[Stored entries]
※
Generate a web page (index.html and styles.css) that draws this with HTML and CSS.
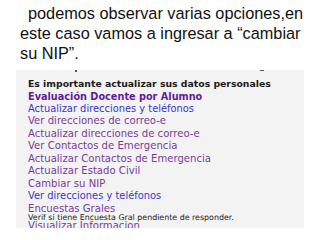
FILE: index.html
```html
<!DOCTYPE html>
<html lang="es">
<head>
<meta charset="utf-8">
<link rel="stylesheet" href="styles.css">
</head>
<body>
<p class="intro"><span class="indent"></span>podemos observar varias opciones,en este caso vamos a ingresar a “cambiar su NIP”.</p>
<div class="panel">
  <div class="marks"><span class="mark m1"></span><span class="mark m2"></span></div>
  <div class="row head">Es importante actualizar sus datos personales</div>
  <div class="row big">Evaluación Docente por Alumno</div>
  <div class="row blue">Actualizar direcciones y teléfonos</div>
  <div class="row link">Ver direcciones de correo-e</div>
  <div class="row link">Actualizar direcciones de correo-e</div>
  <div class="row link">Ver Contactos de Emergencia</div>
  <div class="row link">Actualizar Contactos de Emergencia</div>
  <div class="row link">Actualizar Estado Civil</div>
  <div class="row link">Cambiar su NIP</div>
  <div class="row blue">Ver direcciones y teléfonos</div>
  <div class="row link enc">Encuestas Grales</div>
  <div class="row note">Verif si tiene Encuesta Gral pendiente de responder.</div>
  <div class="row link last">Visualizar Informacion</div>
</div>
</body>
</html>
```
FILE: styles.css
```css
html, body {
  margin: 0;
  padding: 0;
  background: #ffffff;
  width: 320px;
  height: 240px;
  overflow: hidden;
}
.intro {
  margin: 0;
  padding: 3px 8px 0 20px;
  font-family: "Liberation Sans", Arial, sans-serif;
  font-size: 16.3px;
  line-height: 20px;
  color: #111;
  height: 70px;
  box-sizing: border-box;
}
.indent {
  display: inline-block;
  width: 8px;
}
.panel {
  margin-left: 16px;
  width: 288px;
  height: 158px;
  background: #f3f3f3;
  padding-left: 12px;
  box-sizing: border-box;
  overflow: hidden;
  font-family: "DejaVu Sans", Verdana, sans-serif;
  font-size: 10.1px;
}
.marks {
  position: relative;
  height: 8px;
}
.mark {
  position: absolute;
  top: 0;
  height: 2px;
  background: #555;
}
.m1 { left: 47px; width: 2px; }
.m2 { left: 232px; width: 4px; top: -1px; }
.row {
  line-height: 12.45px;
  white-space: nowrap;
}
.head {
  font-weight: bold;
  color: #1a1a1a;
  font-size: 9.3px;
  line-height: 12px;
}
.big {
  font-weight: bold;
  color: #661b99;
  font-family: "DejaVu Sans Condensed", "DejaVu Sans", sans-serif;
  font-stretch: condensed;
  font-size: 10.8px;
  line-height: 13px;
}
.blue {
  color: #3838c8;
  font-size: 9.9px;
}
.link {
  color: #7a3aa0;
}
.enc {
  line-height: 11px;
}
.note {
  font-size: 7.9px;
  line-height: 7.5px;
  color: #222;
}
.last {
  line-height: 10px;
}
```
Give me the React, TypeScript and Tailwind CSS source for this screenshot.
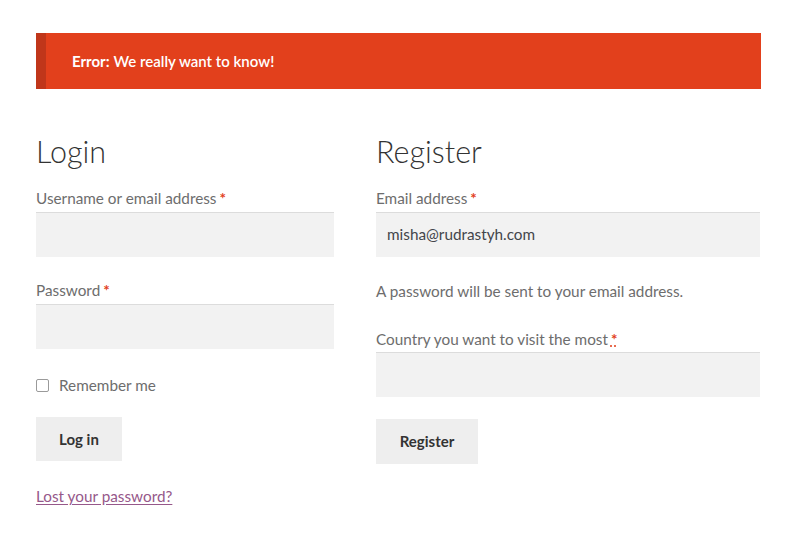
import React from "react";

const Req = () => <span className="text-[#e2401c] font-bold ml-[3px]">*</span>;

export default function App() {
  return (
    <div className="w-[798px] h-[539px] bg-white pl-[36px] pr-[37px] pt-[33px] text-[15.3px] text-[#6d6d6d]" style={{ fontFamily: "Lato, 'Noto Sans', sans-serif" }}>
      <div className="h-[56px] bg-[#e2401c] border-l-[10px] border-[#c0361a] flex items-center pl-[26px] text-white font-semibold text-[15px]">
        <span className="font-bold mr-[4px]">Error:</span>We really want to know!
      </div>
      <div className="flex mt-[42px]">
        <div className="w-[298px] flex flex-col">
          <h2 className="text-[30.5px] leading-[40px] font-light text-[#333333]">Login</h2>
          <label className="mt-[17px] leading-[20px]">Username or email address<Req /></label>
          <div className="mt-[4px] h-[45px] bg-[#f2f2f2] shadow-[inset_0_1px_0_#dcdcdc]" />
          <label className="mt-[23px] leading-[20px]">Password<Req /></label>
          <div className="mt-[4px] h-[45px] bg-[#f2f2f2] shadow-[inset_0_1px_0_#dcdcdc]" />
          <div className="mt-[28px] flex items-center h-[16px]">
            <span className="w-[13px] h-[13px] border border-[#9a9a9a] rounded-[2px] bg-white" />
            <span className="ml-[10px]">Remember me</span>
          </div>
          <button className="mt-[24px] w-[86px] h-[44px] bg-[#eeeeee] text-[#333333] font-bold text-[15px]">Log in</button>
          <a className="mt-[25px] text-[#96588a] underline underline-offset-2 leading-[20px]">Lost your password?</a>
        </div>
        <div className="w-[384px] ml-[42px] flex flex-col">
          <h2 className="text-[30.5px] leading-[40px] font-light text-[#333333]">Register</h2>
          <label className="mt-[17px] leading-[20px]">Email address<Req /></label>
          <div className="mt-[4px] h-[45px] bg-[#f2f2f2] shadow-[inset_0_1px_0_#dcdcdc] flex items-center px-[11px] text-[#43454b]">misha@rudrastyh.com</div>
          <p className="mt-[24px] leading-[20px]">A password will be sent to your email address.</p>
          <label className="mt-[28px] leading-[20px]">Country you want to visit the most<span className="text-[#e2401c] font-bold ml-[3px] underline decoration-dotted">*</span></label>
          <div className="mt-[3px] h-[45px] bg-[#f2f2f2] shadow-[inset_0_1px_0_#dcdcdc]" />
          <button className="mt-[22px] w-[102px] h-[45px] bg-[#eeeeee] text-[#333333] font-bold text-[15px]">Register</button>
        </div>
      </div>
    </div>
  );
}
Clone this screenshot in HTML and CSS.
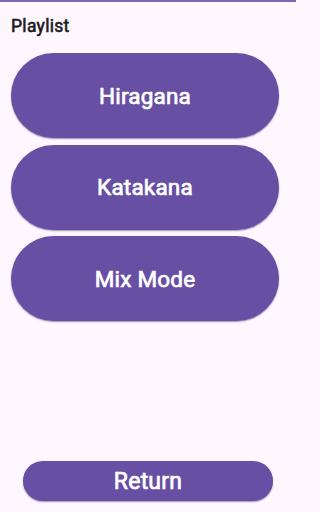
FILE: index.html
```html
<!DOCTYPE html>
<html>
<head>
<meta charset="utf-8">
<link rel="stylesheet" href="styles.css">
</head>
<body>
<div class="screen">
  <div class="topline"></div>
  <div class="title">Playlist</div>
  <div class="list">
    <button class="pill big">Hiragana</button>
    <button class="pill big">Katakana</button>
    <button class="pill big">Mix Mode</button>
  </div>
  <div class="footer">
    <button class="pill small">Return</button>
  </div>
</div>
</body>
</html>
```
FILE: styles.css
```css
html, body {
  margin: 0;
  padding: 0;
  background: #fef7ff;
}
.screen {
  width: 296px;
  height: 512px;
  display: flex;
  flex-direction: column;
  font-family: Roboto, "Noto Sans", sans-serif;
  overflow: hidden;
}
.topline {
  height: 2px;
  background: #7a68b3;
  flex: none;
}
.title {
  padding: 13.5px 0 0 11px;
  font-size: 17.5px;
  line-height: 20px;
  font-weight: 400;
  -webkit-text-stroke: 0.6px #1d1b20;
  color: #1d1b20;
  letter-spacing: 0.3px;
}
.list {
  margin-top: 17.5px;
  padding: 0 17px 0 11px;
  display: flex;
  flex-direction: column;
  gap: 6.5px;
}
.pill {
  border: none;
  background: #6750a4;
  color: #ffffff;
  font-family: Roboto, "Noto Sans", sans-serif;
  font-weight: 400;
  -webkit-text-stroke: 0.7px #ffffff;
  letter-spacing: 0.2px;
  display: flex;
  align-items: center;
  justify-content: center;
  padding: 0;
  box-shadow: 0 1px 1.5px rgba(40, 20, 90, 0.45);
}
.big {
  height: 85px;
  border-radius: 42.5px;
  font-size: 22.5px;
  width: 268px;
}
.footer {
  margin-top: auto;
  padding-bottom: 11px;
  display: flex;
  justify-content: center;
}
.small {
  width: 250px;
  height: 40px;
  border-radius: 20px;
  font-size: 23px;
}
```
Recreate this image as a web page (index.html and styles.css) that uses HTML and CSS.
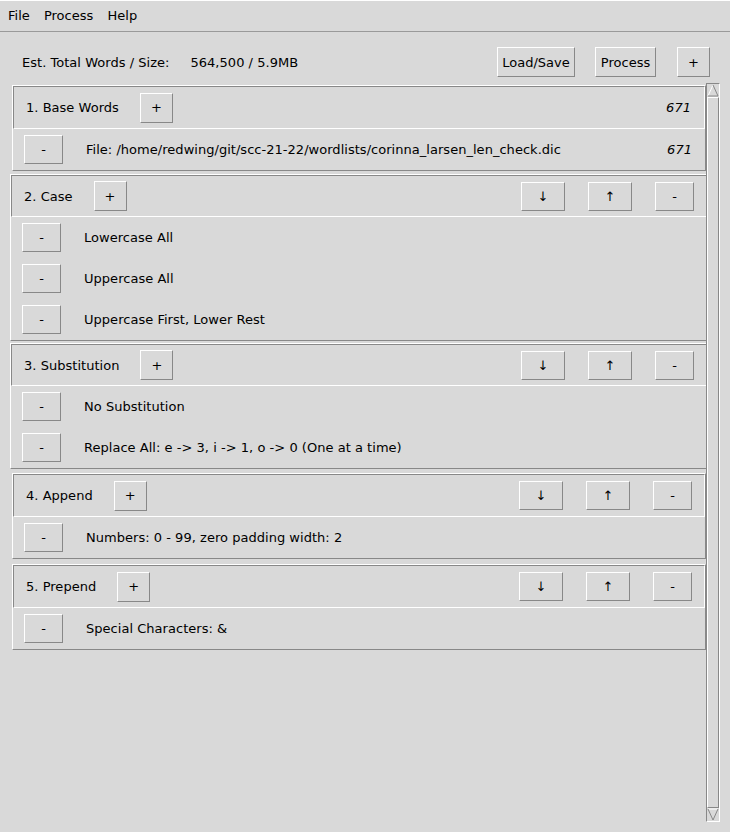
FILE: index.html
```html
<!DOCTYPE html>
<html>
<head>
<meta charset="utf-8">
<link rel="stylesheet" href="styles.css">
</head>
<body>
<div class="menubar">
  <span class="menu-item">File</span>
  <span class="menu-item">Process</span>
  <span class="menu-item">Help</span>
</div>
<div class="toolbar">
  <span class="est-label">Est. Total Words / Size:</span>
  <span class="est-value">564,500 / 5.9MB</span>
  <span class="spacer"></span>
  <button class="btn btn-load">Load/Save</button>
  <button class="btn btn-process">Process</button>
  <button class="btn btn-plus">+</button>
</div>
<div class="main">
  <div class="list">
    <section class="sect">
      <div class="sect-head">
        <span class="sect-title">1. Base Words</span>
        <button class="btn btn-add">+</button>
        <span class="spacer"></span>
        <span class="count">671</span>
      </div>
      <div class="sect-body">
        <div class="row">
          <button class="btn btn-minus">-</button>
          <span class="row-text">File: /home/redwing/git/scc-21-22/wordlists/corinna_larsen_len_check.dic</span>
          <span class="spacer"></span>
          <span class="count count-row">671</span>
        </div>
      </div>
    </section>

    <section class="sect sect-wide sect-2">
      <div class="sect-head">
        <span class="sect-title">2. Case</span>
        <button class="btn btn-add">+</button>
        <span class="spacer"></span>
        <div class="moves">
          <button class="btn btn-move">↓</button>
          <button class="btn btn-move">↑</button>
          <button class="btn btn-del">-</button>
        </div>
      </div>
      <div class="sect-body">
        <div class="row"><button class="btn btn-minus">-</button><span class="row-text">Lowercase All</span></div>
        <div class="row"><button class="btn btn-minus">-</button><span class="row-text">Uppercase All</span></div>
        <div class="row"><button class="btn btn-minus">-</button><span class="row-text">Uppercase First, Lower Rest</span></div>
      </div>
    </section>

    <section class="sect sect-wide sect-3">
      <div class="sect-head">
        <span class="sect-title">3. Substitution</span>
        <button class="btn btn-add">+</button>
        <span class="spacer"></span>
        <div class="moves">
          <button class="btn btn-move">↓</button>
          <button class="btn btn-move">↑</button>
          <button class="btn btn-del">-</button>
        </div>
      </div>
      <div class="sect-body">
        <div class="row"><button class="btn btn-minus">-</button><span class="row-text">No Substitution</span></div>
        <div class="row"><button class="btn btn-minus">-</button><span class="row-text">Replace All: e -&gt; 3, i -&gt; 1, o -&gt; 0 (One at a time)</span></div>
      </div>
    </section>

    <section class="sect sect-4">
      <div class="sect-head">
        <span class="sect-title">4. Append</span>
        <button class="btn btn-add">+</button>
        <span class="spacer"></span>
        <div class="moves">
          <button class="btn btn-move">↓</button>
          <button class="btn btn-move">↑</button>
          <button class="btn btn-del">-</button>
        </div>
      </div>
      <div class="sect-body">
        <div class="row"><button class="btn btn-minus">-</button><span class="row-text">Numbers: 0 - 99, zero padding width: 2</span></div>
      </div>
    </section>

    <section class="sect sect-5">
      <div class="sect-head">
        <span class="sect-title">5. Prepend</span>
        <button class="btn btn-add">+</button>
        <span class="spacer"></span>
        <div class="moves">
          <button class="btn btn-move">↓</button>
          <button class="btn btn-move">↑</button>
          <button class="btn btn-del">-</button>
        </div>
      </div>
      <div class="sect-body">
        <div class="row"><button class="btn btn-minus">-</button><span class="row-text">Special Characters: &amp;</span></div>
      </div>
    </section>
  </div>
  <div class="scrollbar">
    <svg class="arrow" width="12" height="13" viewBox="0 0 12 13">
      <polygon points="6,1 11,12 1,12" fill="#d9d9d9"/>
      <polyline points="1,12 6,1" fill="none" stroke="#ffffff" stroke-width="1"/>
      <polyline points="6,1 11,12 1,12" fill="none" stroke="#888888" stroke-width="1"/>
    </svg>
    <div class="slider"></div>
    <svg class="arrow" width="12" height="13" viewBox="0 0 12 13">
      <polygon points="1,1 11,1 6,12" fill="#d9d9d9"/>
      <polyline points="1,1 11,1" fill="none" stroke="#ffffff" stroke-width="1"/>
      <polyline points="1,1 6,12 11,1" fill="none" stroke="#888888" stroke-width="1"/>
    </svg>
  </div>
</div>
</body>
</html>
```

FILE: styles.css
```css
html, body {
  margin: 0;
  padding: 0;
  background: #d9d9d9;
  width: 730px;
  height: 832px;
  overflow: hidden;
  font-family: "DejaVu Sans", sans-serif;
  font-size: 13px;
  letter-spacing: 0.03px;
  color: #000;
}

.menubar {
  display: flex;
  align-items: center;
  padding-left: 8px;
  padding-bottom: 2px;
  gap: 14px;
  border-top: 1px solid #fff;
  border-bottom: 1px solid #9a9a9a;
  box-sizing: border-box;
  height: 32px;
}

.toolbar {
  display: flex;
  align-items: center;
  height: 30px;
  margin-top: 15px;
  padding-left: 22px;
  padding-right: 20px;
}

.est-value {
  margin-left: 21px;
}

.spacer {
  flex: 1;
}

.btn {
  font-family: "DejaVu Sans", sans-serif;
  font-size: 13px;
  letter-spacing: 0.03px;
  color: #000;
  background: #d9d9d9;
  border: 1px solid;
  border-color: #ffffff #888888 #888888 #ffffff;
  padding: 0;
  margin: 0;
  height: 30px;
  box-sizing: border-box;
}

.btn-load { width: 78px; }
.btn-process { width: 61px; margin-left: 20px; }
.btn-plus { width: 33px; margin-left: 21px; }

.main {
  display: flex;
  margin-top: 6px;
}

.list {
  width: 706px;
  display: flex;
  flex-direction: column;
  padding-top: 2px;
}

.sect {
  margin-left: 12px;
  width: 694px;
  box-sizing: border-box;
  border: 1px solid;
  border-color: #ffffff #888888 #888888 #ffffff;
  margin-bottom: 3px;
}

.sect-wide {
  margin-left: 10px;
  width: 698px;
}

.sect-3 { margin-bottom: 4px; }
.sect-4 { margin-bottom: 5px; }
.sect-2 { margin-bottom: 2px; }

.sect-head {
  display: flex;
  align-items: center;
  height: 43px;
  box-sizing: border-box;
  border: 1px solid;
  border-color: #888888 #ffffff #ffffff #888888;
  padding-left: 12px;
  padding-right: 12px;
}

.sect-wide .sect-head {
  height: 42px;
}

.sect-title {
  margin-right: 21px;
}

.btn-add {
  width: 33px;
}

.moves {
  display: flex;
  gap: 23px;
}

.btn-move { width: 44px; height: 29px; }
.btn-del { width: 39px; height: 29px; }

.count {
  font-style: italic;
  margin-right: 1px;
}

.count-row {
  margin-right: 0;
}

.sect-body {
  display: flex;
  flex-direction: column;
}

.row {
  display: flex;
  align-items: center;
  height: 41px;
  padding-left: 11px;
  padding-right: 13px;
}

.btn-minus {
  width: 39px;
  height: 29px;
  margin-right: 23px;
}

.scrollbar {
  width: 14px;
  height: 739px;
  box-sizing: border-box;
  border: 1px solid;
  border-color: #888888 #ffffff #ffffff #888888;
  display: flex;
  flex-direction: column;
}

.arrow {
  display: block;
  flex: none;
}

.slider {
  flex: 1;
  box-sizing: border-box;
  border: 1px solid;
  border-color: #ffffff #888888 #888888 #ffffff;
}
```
※
Keep the pictures out, and extract only the lines that begin at the one containing "Give me the" and end at the one containing "const Req = ()", inclusive.

Give me the React, TypeScript and Tailwind CSS source for this screenshot.
import React from "react";

const Req = () => <span className="text-[#e2401c] font-bold ml-[3px]">*</span>;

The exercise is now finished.